The American Economy in Four Words: Neofeudal, Extortion, Decline, Collapse
Our society has a legal structure of self-rule and ownership of capital, but in reality it is a Neofeudal Oligarchy.
Now that the pandemic is over and the economy is roaring again–so the stock market says–we’re heading straight back up into the good old days of 2019. Nothing to worry about, we’ve recovered the trajectory of higher and higher, better every day in every way.
Everything’s great except the fatal rot at the heart of the U.S. economy hasn’t even been acknowledged, much less addressed: every sector of the economy is nothing but one form of neofeudal extortion or another.

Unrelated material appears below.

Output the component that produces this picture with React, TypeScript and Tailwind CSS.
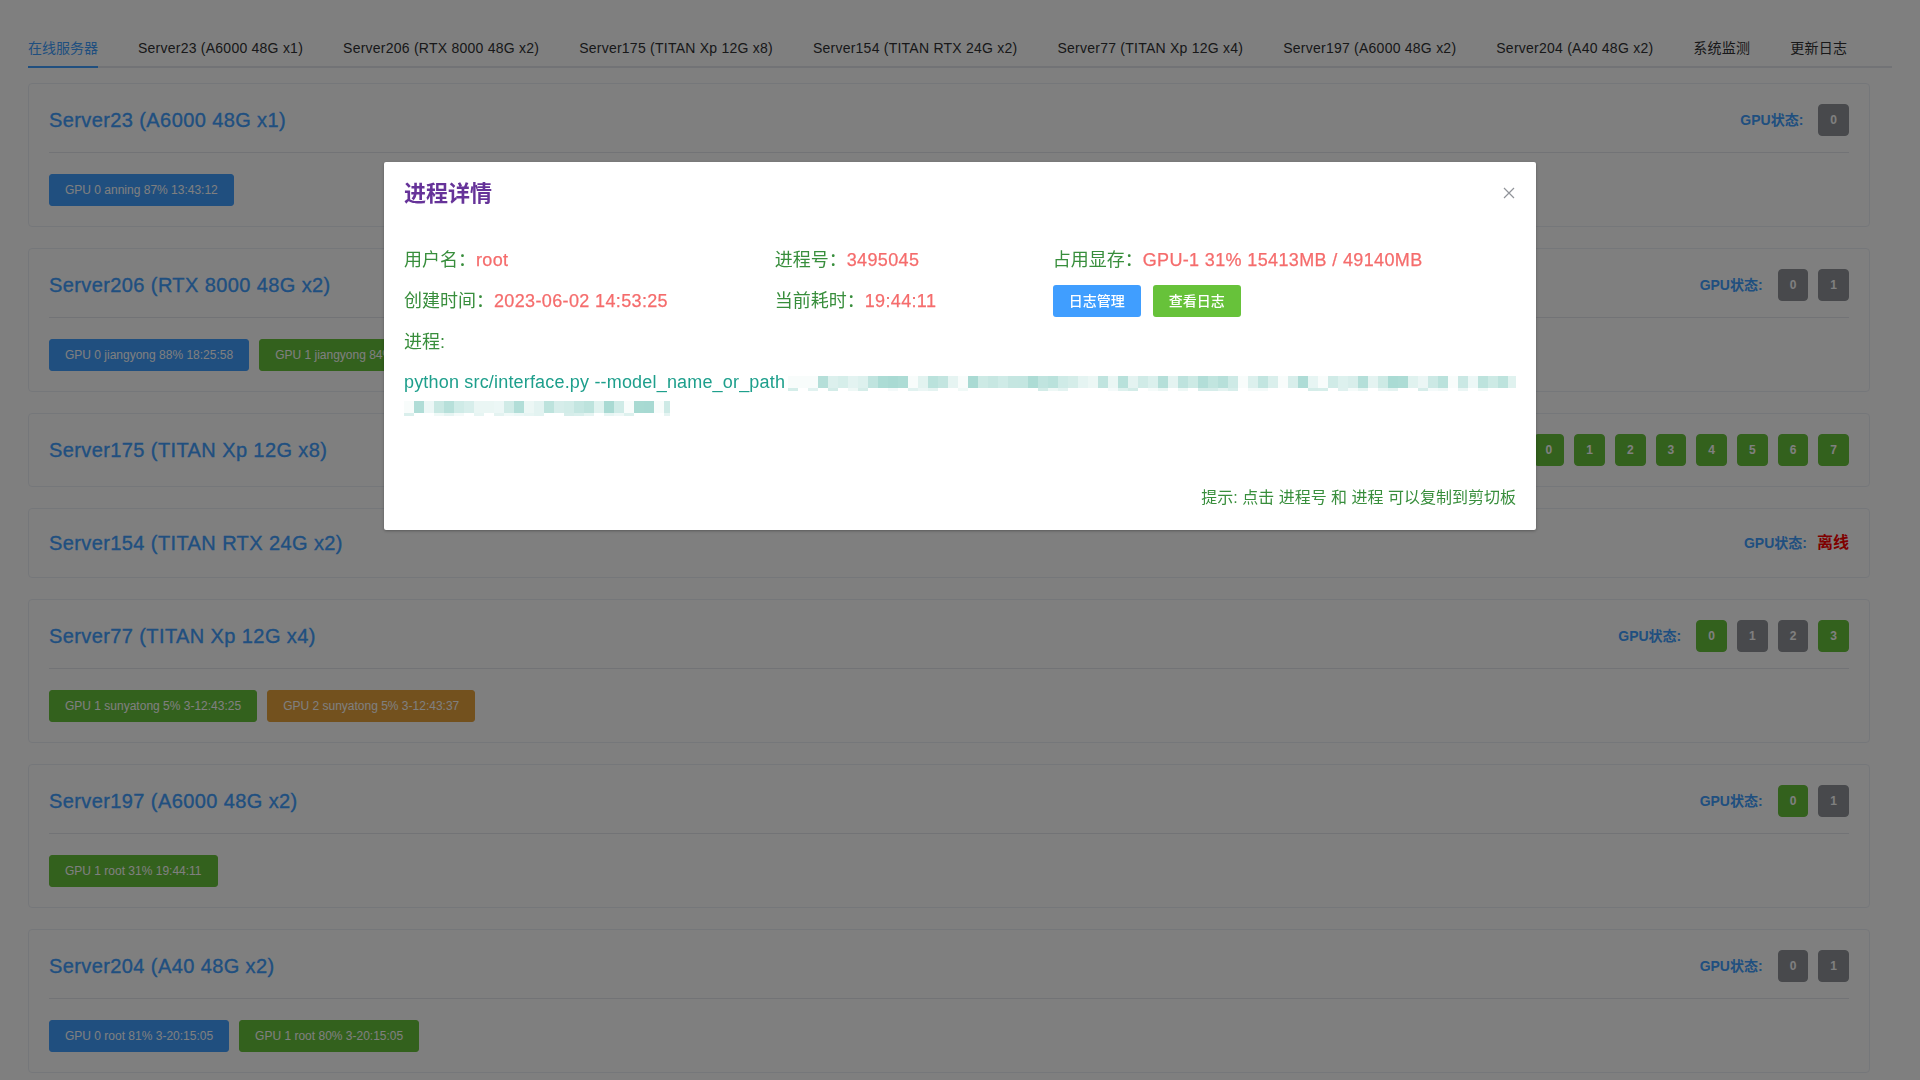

Let’s spin the time machine back to the late Middle Ages, at the height of feudalism, and imagine we’re trying to get a boatload of goods to the nearest city to sell. As we drift down the river, we’re constantly being stopped and charged a fee for transiting one small fiefdom after another. When we finally reach the city, there’s an entry fee for bringing our goods to market.
Note that none of these fees were payments for improvements to transport or for services rendered; they were simply extortion. This was the economic structure of feudalism: petty fiefdoms levied extortionate fees that funded the lifestyles of nobility.
This is why I have long called America’s economy neofeudal: we pay ever higher fees for services that are degrading, not improving. This is the essence of extortion: we don’t get any improvement in goods and services for the extra money we’re forced to pay.